Swing Skate Drill
This week Shane had us try a drill that we’d done back at the beginning of Level 1. I remember when we did this in Level 1 that I didn’t get it at all. It is basically the “painting” movement with our arm. The purpose is to make sure that our shoulders are forward and articulating and our arm isn’t resisting the water. This drill helped something with my shoulders click today so that was really great!
The Power of a Question
I tell my kids that if they have a question about something in class to ask it. If they don’t understand, it is very likely that many others in their class are confused too and their question will help many. Last week I suddenly started to get confused about the recovery arm, when to start it and exactly what it even was. Toward the middle of class, one of my classmates asked a question about the recovery stroke. “How far does the arm go back before we start to bring it back forward?” Shane showed us, and helped us understand where we were supposed to be pushing in the water and suddenly it started to click for me. One of the things that has struck me on this swim journey is the power of the class. I have made connections with others, learned from what they are struggling with, and we all have a chance to ask questions sometimes and listen and follow along at other times. Sometimes we’re too cold, tired, or just don’t know what question we need to ask, just that we don’t understand. Other times, the question is right there at the forefront and by asking we help everyone else in the group.
Break the Rules
When we did the swing skate drill I finally started to understand the shoulder articulation. It was many weeks after I really should have gotten this, and I do hope that it isn’t one of the fleeting things where I get it for one class and then lose it as fast as it comes. Shane said that my shoulders looked the best they’ve ever looked and I felt like leaping into the air.
Shortly after the drills, we moved back into swimming and focusing on the kick. Shane asked us to observe the rhythm of our kick and how much flex we had in our knee. Later he asked us to focus on the pressure on our foot. After each 50 we shared our observations. He asked me what I observed and I said, “I am so excited about finally starting to understand the shoulders that I can’t be bothered to focus on the kick!” We all had a good laugh, and Shane said to continue to focus on the shoulders and break the rules!
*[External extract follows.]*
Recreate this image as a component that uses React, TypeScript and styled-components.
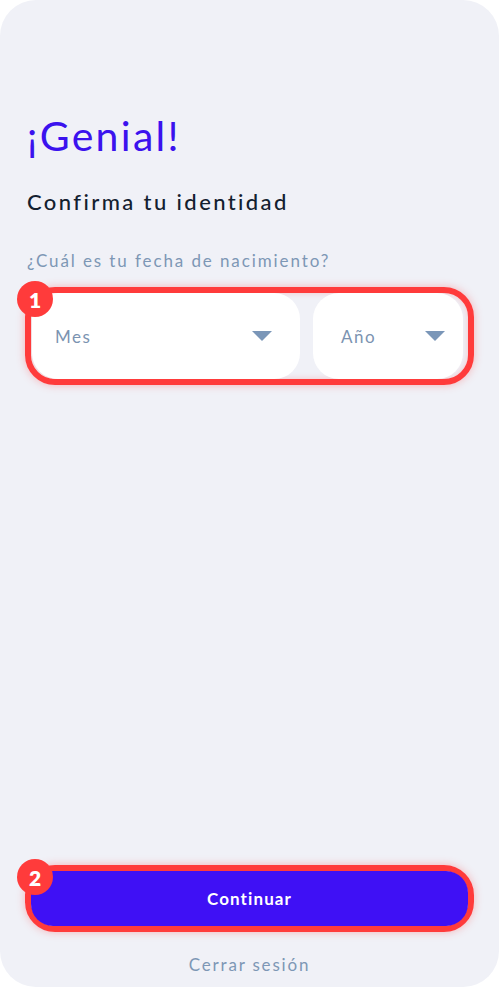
import styled, { createGlobalStyle } from 'styled-components';

const GlobalStyle = createGlobalStyle`
  html, body {
    margin: 0;
    padding: 0;
    background: #ffffff;
  }
  * {
    box-sizing: border-box;
  }
`;

const StyledScreen = styled.div`
  width: 499px;
  height: 987px;
  background-color: #f0f1f7;
  border-radius: 36px;
  display: flex;
  flex-direction: column;
  padding: 108px 27px 10px 27px;
  font-family: 'Lato', 'Noto Sans', sans-serif;
  overflow: hidden;
`;

const StyledTitle = styled.h1`
  margin: 0;
  font-weight: 400;
  font-size: 41px;
  line-height: 56px;
  color: #3b12ee;
  letter-spacing: 2.3px;
`;

const StyledSubtitle = styled.h2`
  margin: 23px 0 0 0;
  font-weight: 500;
  font-size: 22px;
  line-height: 30px;
  color: #13202f;
  letter-spacing: 2.4px;
`;

const StyledQuestion = styled.p`
  margin: 32px 0 0 0;
  font-size: 17px;
  line-height: 24px;
  color: #7d97b5;
  letter-spacing: 1.9px;
`;

interface HighlightProps {
  $top: number;
}

const StyledHighlight = styled.div<HighlightProps>`
  position: relative;
  margin: ${(props) => props.$top}px -2px 0 -2px;
  border: 6px solid #ff3b3b;
  border-radius: 30px;
  box-shadow: 0 0 8px rgba(255, 59, 59, 0.35), inset 0 0 6px rgba(255, 59, 59, 0.25);
`;

const StyledBadge = styled.span`
  position: absolute;
  left: -14px;
  top: -12px;
  width: 36px;
  height: 36px;
  border-radius: 50%;
  background-color: #ff3b3b;
  color: #ffffff;
  font-weight: 800;
  font-size: 21px;
  display: flex;
  align-items: center;
  justify-content: center;
  z-index: 2;
`;

const StyledSelectRow = styled.div`
  display: flex;
  gap: 13px;
  padding: 0 2px 0 1px;
`;

interface SelectProps {
  $width: number;
  $left: number;
  $right: number;
}

const StyledSelect = styled.div<SelectProps>`
  width: ${(props) => props.$width}px;
  height: 86px;
  background-color: #ffffff;
  border-radius: 26px;
  display: flex;
  align-items: center;
  justify-content: space-between;
  padding: 0 ${(props) => props.$right}px 0 ${(props) => props.$left}px;
  font-size: 17px;
  color: #7b93b1;
  letter-spacing: 1.5px;
`;

const StyledCaret = styled.span`
  width: 0;
  height: 0;
  border-left: 10px solid transparent;
  border-right: 10px solid transparent;
  border-top: 10px solid #7a96b8;
`;

const StyledSpacer = styled.div`
  flex: 1;
`;

const StyledButton = styled.button`
  width: 100%;
  height: 55px;
  border: none;
  border-radius: 22px;
  background-color: #3f10f5;
  color: #ffffff;
  font-family: inherit;
  font-weight: 700;
  font-size: 17px;
  letter-spacing: 1.1px;
  display: block;
  cursor: pointer;
`;

const StyledLink = styled.a`
  margin-top: 21px;
  text-align: center;
  font-size: 17px;
  line-height: 24px;
  color: #7d97b5;
  letter-spacing: 1.8px;
`;

const App = () => {
  return (
    <>
      <GlobalStyle />
      <StyledScreen>
        <StyledTitle>¡Genial!</StyledTitle>
        <StyledSubtitle>Confirma tu identidad</StyledSubtitle>
        <StyledQuestion>¿Cuál es tu fecha de nacimiento?</StyledQuestion>
        <StyledHighlight $top={14}>
          <StyledBadge>1</StyledBadge>
          <StyledSelectRow>
            <StyledSelect $width={268} $left={23} $right={28}>
              Mes
              <StyledCaret />
            </StyledSelect>
            <StyledSelect $width={150} $left={28} $right={18}>
              Año
              <StyledCaret />
            </StyledSelect>
          </StyledSelectRow>
        </StyledHighlight>
        <StyledSpacer />
        <StyledHighlight $top={0}>
          <StyledBadge>2</StyledBadge>
          <StyledButton>Continuar</StyledButton>
        </StyledHighlight>
        <StyledLink>Cerrar sesión</StyledLink>
      </StyledScreen>
    </>
  );
};

export default App;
I felt silly that I was only just starting to understand something my classmates had been very comfortable with for weeks, but I was also exhilarated that I was getting it. Everyone has a unique timetable for learning, and we can’t always force things faster than they are meant to happen.
We went through a series of drills that some of us were really confused by. We were circle swimming and I wasn’t the one to go first, so I just hoped that the leader understood better than I did. She headed out followed by the two of us in the lane. We talked after the first 50 and she said, “I don’t think I’m getting this.” I spoke with my other classmate and she was as confused as I felt. I confided that I just hoped to make it across the pool without being called out for being too egregiously wrong. After a few times through these, we talked as a group about how we all felt rather incompetent. Shane said we were “unconsciously incompetent” and our next step was to be “consciously incompetent” followed by unconsciously competent” and so on. We all had a great laugh about our progress!
Final Thoughts, and the Video
Most of the evening, I felt like my right side “got it” and I was struggling with my left side. On the left, things felt loose and just unplanned while the right felt tighter and I felt in control. Shane’s first words in the video were just the opposite – my left side was looking more comfortable and relaxed. There it is; relaxed. He keeps telling us to stop thinking and let our body get into flow.